Oliver Wyman noted earlier this year that even at their recent highs, the megabanks traded at a material discount to North American peers on price-to-tangible-book. Global investors, the firm argued, were waiting for evidence of structural change before re-rating the shares. (Oliver Wyman, 2024) The FSA’s move is structural change. Whether it is recognised as such is a different question.
The entry window
Foreign investors are currently heading for the exit. MOF data for the week of 22–28 March showed ¥4.4tn in net equity selling by non-residents – the largest weekly outflow in the dataset – with a further ¥6.8tn sold across bonds and short-term instruments. The pace has accelerated for three consecutive weeks. Carry-trade positions are under pressure as the US-Japan yield spread compresses below the 200-basis-point threshold where hedging costs erode returns.

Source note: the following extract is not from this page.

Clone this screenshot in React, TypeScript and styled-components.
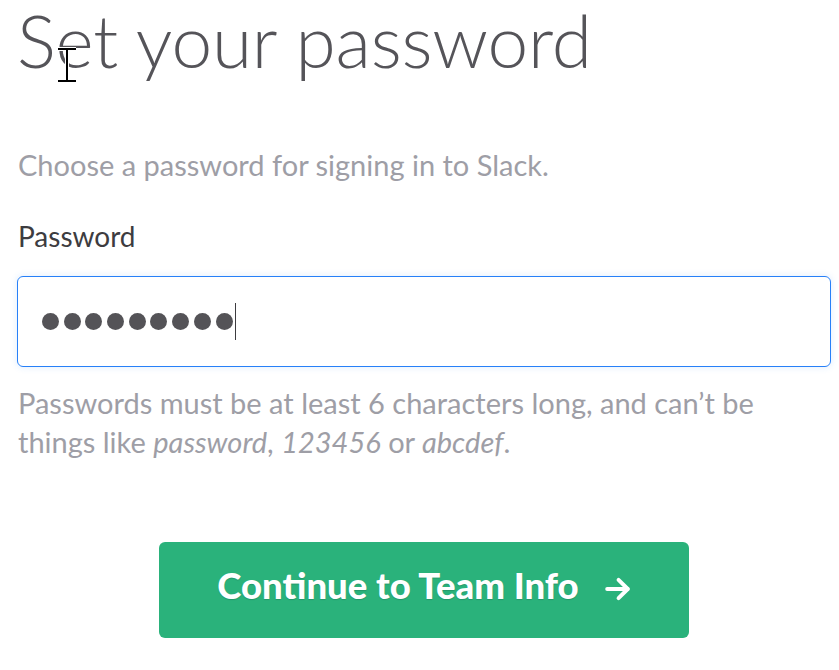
import React from "react";
import styled, { createGlobalStyle } from "styled-components";

const Global = createGlobalStyle`
  html, body { margin: 0; padding: 0; background: #ffffff; }
  body { font-family: Lato, "Noto Sans", sans-serif; -webkit-font-smoothing: antialiased; }
`;

const Page = styled.main`
  position: relative;
  width: 814px;
  padding: 0 0 0 17px;
  display: flex;
  flex-direction: column;
`;

const Title = styled.h1`
  margin: 0;
  font-size: 73px;
  line-height: 80px;
  font-weight: 300;
  color: #555459;
  letter-spacing: -0.2px;
`;

const Lead = styled.p`
  margin: 65px 0 0 1px;
  font-size: 29px;
  line-height: 40px;
  color: #9e9ea6;
`;

const Label = styled.label`
  margin: 31px 0 0 1px;
  font-size: 28px;
  line-height: 40px;
  color: #3d3c40;
`;

const Field = styled.div`
  margin-top: 20px;
  height: 91px;
  box-sizing: border-box;
  border: 1px solid #2780f8;
  border-radius: 6px;
  box-shadow: 0 0 6px 1px rgba(39, 128, 248, 0.12);
  display: flex;
  align-items: center;
  padding-left: 24px;
`;

const Dots = styled.div`
  display: flex;
  gap: 4.7px;
  align-items: center;
`;

const Dot = styled.span`
  width: 17px;
  height: 17px;
  border-radius: 50%;
  background: #545357;
`;

const Caret = styled.span`
  width: 1px;
  height: 37px;
  background: #3d3c40;
  margin-left: 2px;
`;

const Help = styled.p`
  margin: 16px 0 0 1px;
  max-width: 780px;
  font-size: 29px;
  line-height: 39px;
  color: #9e9ea6;
  em { font-style: italic; }
`;

const Button = styled.button`
  align-self: center;
  margin-top: 81px;
  width: 530px;
  height: 96px;
  border: none;
  border-radius: 6px;
  background: #2ab27b;
  color: #ffffff;
  font-family: Lato, "Noto Sans", sans-serif;
  font-weight: 900;
  font-size: 36.5px;
  text-shadow: 0 1px 1px rgba(0, 0, 0, 0.15);
  display: flex;
  align-items: center;
  justify-content: center;
  gap: 26px;
  padding: 0 0 11px 0;
  cursor: pointer;
`;

const Arrow = styled.svg`
  margin-top: 9px;
  flex: none;
`;

const Cursor = styled.svg`
  position: absolute;
  left: 55px;
  top: 46px;
`;

export default function App() {
  return (
    <>
      <Global />
      <Page>
        <Title>Set your password</Title>
        <Lead>Choose a password for signing in to Slack.</Lead>
        <Label>Password</Label>
        <Field>
          <Dots>
            {Array.from({ length: 9 }).map((_, i) => (
              <Dot key={i} />
            ))}
          </Dots>
          <Caret />
        </Field>
        <Help>
          Passwords must be at least 6 characters long, and can’t be things like <em>password</em>,{" "}
          <em>123456</em> or <em>abcdef</em>.
        </Help>
        <Button>
          <span>Continue to Team Info</span>
          <Arrow width="26" height="26" viewBox="0 0 24 24" fill="none" stroke="#ffffff" strokeWidth="3.6" strokeLinecap="round" strokeLinejoin="round">
            <path d="M2 12h19" />
            <path d="M12.5 3.5l8.5 8.5-8.5 8.5" />
          </Arrow>
        </Button>
        <Cursor width="24" height="38" viewBox="0 0 24 38">
          <path d="M3 3h18M12 3v32M3 35h18" stroke="#ffffff" strokeWidth="4" fill="none" />
          <path d="M3 3h18M12 3v32M3 35h18" stroke="#000000" strokeWidth="2" fill="none" />
        </Cursor>
      </Page>
    </>
  );
}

Short-term pain is real. An oil shock driven by the Hormuz closure is feeding into Japanese inflation, giving the BOJ additional cover for an April hike. A rate increase delivered into a supply-side shock is the worst possible combination for equities in the near term. Volatility will spike.
But the dislocation between flow-driven selling and structural earnings improvement is exactly the kind of gap that rewards patience. Foreign money is panicking out on the headline. Tokyo is quietly rewriting the rulebook to make banks more profitable on the other side.
The last time Japan rebuilt the relationship between its banks and its industrial base, it produced the highest-growth economy in the developed world for three decades. The comparison is imperfect; this is a narrower, more surgical intervention than the old MITI-era administrative guidance. But the direction of travel is the same: the state is pointing bank capital at strategic sectors and removing the regulatory barriers that stood in the way.
Whether the market notices before the Honebuto is published in June is an open question. The megabanks’ FY2026 earnings releases in May will offer the first hard data on how the new rules affect their deal pipelines. Until then, the thesis is simple enough. Three tailwinds. One price. And a window that the carry-trade unwind is holding open.
The forecast for Tokyo says the rain returns on the 4th. But cherry blossoms have weathered worse and still bloomed.